By Michael Mimoso | Oct. 28, 2021

GPSD—an open-source service daemon that collects time data from global positioning systems and translates it for GPS-reliant devices and applications—lived a relatively obscure life for decades until last week.

Download this episode of Aperture with Gary E. Miller

A bug disclosed to the maintainers of GPSD months ago and patched via an update made available in August threatened to rollback time on Oct. 24 to March 2002 for users. The risks from this Y2K-like event could have had widespread impact given GPSD prevalence in many mobile embedded systems, as well as drones, robot submarines, driverless cars, recent generations of manned aircraft, marine navigation systems, and military vehicles. There are also industrial applications where GPSD is used, including things such as flow meters on pipelines.

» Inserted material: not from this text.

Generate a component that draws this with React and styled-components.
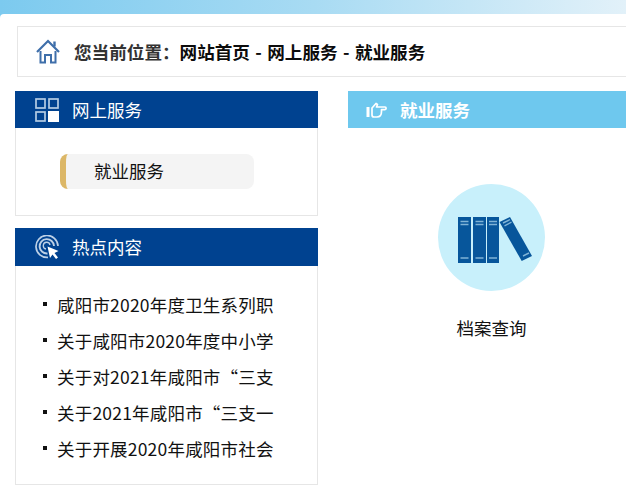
import React from "react";
import styled, { createGlobalStyle } from "styled-components";

const hotList = [
  "咸阳市2020年度卫生系列职",
  "关于咸阳市2020年度中小学",
  "关于对2021年咸阳市“三支",
  "关于2021年咸阳市“三支一",
  "关于开展2020年咸阳市社会",
];

const HomeIcon = () => (
  <svg width="24" height="25" viewBox="0 0 24 25" fill="none" stroke="#3f6faa" strokeWidth="2">
    <path d="M1 13 L12 2 L23 13" strokeWidth="2.2" />
    <path d="M18.5 7.5 V2.5" strokeWidth="2.4" />
    <path d="M4.5 12 V23.5 H9 V16 H15 V23.5 H19.5 V12" />
  </svg>
);

const GridIcon = () => (
  <svg width="24" height="24" viewBox="0 0 24 24" fill="none" stroke="#b4cce4" strokeWidth="1.7">
    <rect x="1" y="1" width="9" height="9" />
    <rect x="14" y="1" width="9" height="9" />
    <rect x="1" y="14" width="9" height="9" />
    <rect x="13" y="13" width="11" height="11" fill="#ffffff" stroke="none" />
  </svg>
);

const HotIcon = () => (
  <svg width="24" height="24" viewBox="0 0 24 24" fill="none" stroke="#bcd0e6">
    <path d="M13 22.4 A11 11 0 1 1 23 11" strokeWidth="1.7" />
    <path d="M12.5 18.5 A7.2 7.2 0 1 1 19 11" strokeWidth="1.9" />
    <path d="M11 14 A3.4 3.4 0 1 1 15 10" strokeWidth="1.3" />
    <path d="M12.5 11.5 L23.5 16 L19.5 18 L23 22.5 L21 24 L17.5 19.5 L15 23 Z" fill="#ffffff" stroke="none" />
  </svg>
);

const HandIcon = () => (
  <svg width="21" height="16" viewBox="0 0 21 16" fill="none" stroke="#ffffff" strokeWidth="1.7">
    <rect x="0.5" y="5" width="3" height="10" fill="#ffffff" stroke="none" />
    <path d="M6 6 L10 1.5 L11.5 2.5 L10.5 5 H19 C20.5 5 20.5 7.6 19 7.6 H15.5 V9.5 C15.5 13 14 15 11 15 H8 C6.5 15 6 14 6 13 Z" strokeLinejoin="round" />
  </svg>
);

const BooksIcon = () => (
  <svg width="76" height="46" viewBox="0 0 76 46" fill="#07569b">
    <rect x="0" y="0" width="13" height="46" />
    <rect x="15" y="0" width="13" height="46" />
    <rect x="29" y="0" width="12" height="46" />
    <polygon points="41.5,5 52,0 74,39 63.7,44" />
    <g stroke="#7fb3d6" strokeWidth="1.4">
      <path d="M2.5 4.5 H10.5 M2.5 7.5 H10.5 M2.5 41 H10.5" />
      <path d="M17.5 4.5 H25.5 M17.5 7.5 H25.5 M17.5 41 H25.5" />
      <path d="M31 4.5 H39 M31 7.5 H39 M31 41 H39" />
      <path d="M45 6 L52 2.6 M46.5 8.8 L53.5 5.2 M65 39 L71 36" />
    </g>
  </svg>
);

const App = () => {
  return (
    <Page>
      <GlobalStyle />
      <TopBar />
      <Main>
        <Breadcrumb>
          <HomeIcon />
          <Crumbs>
            <Label>您当前位置：</Label>
            网站首页 - 网上服务 - 就业服务
          </Crumbs>
        </Breadcrumb>
        <Columns>
          <Sidebar>
            <Panel>
              <PanelHeader>
                <GridIcon />
                网上服务
              </PanelHeader>
              <MenuBody>
                <MenuItem>就业服务</MenuItem>
              </MenuBody>
            </Panel>
            <Panel>
              <PanelHeader $tall>
                <HotIcon />
                热点内容
              </PanelHeader>
              <HotBody>
                {hotList.map((item) => (
                  <HotItem key={item}>{item}</HotItem>
                ))}
              </HotBody>
            </Panel>
          </Sidebar>
          <Content>
            <ContentHeader>
              <HandIcon />
              就业服务
            </ContentHeader>
            <ServiceGrid>
              <Service>
                <ServiceCircle>
                  <BooksIcon />
                </ServiceCircle>
                <ServiceName>档案查询</ServiceName>
              </Service>
            </ServiceGrid>
          </Content>
        </Columns>
      </Main>
    </Page>
  );
};

export default App;

const GlobalStyle = createGlobalStyle`
  html, body {
    margin: 0;
    padding: 0;
    background: #ffffff;
    overflow: hidden;
  }
  * {
    box-sizing: border-box;
  }
`;

const Page = styled.div`
  width: 626px;
  height: 502px;
  overflow: hidden;
  font-family: "Noto Sans CJK SC", "Liberation Sans", sans-serif;
  font-size: 17.5px;
  color: #111111;
  background: linear-gradient(90deg, #7ccaef 0%, #a8dbf3 50%, #e2f1f9 100%);
`;

const TopBar = styled.div`
  height: 14px;
`;

const Main = styled.div`
  height: 488px;
  padding: 12px 0 0 15px;
  background: #ffffff;
  border-top-left-radius: 4px;
`;

const Breadcrumb = styled.div`
  display: flex;
  align-items: center;
  gap: 14px;
  width: 640px;
  height: 51px;
  margin-left: 2px;
  padding-left: 18px;
  background: #ffffff;
  border: 1px solid #e6e6e6;
`;

const Crumbs = styled.div`
  font-size: 17.6px;
  font-weight: 700;
  word-spacing: 1.4px;
  color: #0c0c0c;
  white-space: nowrap;
`;

const Label = styled.span`
  color: #333333;
`;

const Columns = styled.div`
  display: flex;
  gap: 30px;
  margin-top: 14px;
`;

const Sidebar = styled.div`
  display: flex;
  flex-direction: column;
  gap: 12px;
  width: 303px;
  flex-shrink: 0;
`;

const Panel = styled.section`
  display: flex;
  flex-direction: column;
`;

const PanelHeader = styled.div`
  display: flex;
  align-items: center;
  gap: 13px;
  height: ${(p) => (p.$tall ? "38px" : "37px")};
  padding-left: 20px;
  padding-bottom: ${(p) => (p.$tall ? "2px" : "0")};
  background: #004290;
  color: #ffffff;

  svg {
    margin-top: ${(p) => (p.$tall ? "2px" : "0")};
  }
`;

const MenuBody = styled.div`
  height: 88px;
  padding: 26px 0 0 44px;
  border: 1px solid #e6e6e6;
  border-top: none;
`;

const MenuItem = styled.div`
  display: flex;
  align-items: center;
  width: 194px;
  height: 35px;
  padding: 0 0 2px 28px;
  background: #f4f4f4;
  border-left: 6px solid #dcb767;
  border-radius: 8px;
`;

const HotBody = styled.ul`
  height: 219px;
  margin: 0;
  padding: 20px 0 0 27px;
  list-style: none;
  border: 1px solid #e6e6e6;
  border-top: none;
`;

const HotItem = styled.li`
  display: flex;
  align-items: center;
  gap: 10px;
  height: 36px;
  letter-spacing: 0.2px;
  white-space: nowrap;

  &::before {
    content: "";
    flex-shrink: 0;
    width: 4px;
    height: 4px;
    background: #111111;
  }
`;

const Content = styled.div`
  flex: 1;
  min-width: 0;
`;

const ContentHeader = styled.div`
  display: flex;
  align-items: center;
  gap: 13px;
  height: 37px;
  padding-left: 18px;
  background: #6ec8ee;
  color: #ffffff;
  font-weight: 700;
`;

const ServiceGrid = styled.div`
  display: flex;
  padding: 56px 0 0 90px;
`;

const Service = styled.div`
  display: flex;
  flex-direction: column;
  align-items: center;
  gap: 23px;
  width: 107px;
`;

const ServiceCircle = styled.div`
  display: flex;
  align-items: center;
  justify-content: center;
  width: 107px;
  height: 107px;
  padding: 5px 0 0 8px;
  border-radius: 50%;
  background: #c8f0fb;
`;

const ServiceName = styled.div`
  line-height: 28px;
  white-space: nowrap;
`;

The bug could have rolled back time on GPSD-reliant devices 1,024 weeks, almost 20 years. Such an event could have affected data integrity with systems dependent on timestamps, for example. Some sensors transmit data regularly and are part of larger systems that take actions based on sensor readings.

In this episode of Claroty’s Aperture Podcast, GPSD principal maintainer Gary E. Miller joins to discuss the bug.

During the discussion, Gary covers:

  • An in-depth discussion about GPSD’s development and usage
  • Why the bug was in the codebase
  • Potential impacts to the various use cases for GPSD
  • Why changes to the planet that affect time itself helped to blunt the impact of this vulnerability
  • Some of the management challenges that surround open-source projects.